The study design was a difference-in-differences model where changes in utilization and expenditures of the intervention group were compared with changes in the nonintervention group. Using Medicaid claims from October 2010 through September 2013, service use and expenditures were measured for 12 months before and 21 months after implementation. Changes for four health status groups were examined separately.

Findings indicated that the introduction of community-based support was associated with a small reduction in service use and no statistically significant overall effect on expenditures. However, among patients with chronic and/or mental health conditions, there were modest, statistically significant increases in use of and expenditures for a range of ambulatory and inpatient health care services, while service use for those without these conditions declined. Emergency department use increased for all groups.

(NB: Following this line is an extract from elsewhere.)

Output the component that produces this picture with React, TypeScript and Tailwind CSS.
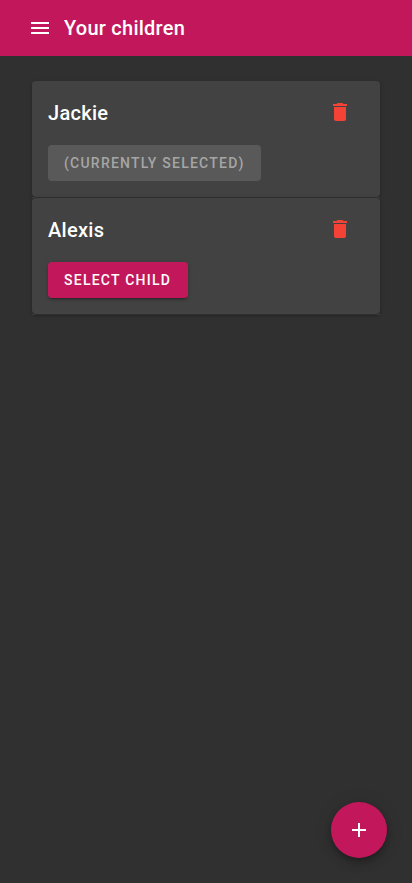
import React from "react";

function DeleteIcon() {
  return (
    <svg viewBox="0 0 24 24" className="size-6 fill-[#f44336]">
      <path d="M19,4H15.5L14.5,3H9.5L8.5,4H5V6H19M6,19A2,2 0 0,0 8,21H16A2,2 0 0,0 18,19V7H6V19Z" />
    </svg>
  );
}

function ChildCard({ name, selected }: { name: string; selected?: boolean }) {
  return (
    <div className="border-b border-white/12">
      <section className="h-[116px] rounded bg-[#424242] px-4 shadow-[0_3px_1px_-2px_rgba(0,0,0,0.2),0_2px_2px_0_rgba(0,0,0,0.14),0_1px_5px_0_rgba(0,0,0,0.12)]">
        <div className="flex h-16 items-center justify-between pr-3">
          <h2 className="text-xl font-medium leading-8 tracking-[0.3px] text-white">{name}</h2>
          <button aria-label={`Delete ${name}`} className="mb-0.5">
            <DeleteIcon />
          </button>
        </div>
        {selected ? (
          <button disabled className="h-9 w-[213px] rounded bg-[#595959] pl-4 text-left text-sm font-medium uppercase tracking-[1.23px] text-[#a6a6a6]">
            (Currently selected)
          </button>
        ) : (
          <button className="h-9 w-[140px] rounded bg-[#c2185b] pl-4 text-left text-sm font-medium uppercase tracking-[1.25px] text-white shadow-[0_3px_1px_-2px_rgba(0,0,0,0.2),0_2px_2px_0_rgba(0,0,0,0.14),0_1px_5px_0_rgba(0,0,0,0.12)]">
            Select child
          </button>
        )}
      </section>
    </div>
  );
}

export default function App() {
  return (
    <div className="relative flex h-[883px] flex-col bg-[#303030] font-[Roboto,sans-serif]">
      <header className="flex h-14 items-center gap-3 bg-[#c2185b] pl-7 text-white">
        <svg viewBox="0 0 24 24" className="size-6 fill-current">
          <path d="M3,6H21V8H3V6M3,11H21V13H3V11M3,16H21V18H3V16Z" />
        </svg>
        <h1 className="text-xl font-medium tracking-[0.25px]">Your children</h1>
      </header>
      <main className="flex flex-col px-8 pt-[25px]">
        <ChildCard name="Jackie" selected />
        <ChildCard name="Alexis" />
      </main>
      <button
        aria-label="Add child"
        className="absolute right-[25px] bottom-[25px] flex size-14 items-center justify-center rounded-full bg-[#c2185b] text-white shadow-[0_3px_5px_-1px_rgba(0,0,0,0.2),0_6px_10px_0_rgba(0,0,0,0.14),0_1px_18px_0_rgba(0,0,0,0.12)]"
      >
        <svg viewBox="0 0 24 24" className="size-6 fill-current">
          <path d="M19,13H13V19H11V13H5V11H11V5H13V11H19V13Z" />
        </svg>
      </button>
    </div>
  );
}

Dr. Bronstein and her colleagues concluded that community-based support for medical home physician practices is associated with a shift in the service mix provided to higher cost, more vulnerable subgroups in Medicaid. Such systems are unlikely to be associated with significant overall cost savings, at least in the short term, but do appear to increase linkages to care for enrollees with significant health care needs.  The Medical Home program recently expanded statewide, and is now available to all high risk Alabama medicaid enrollees and their physicians.

“Initial Impacts of the Patient Care Networks of Alabama Initiative” was published online in June 2015 in the journal Health Services Research.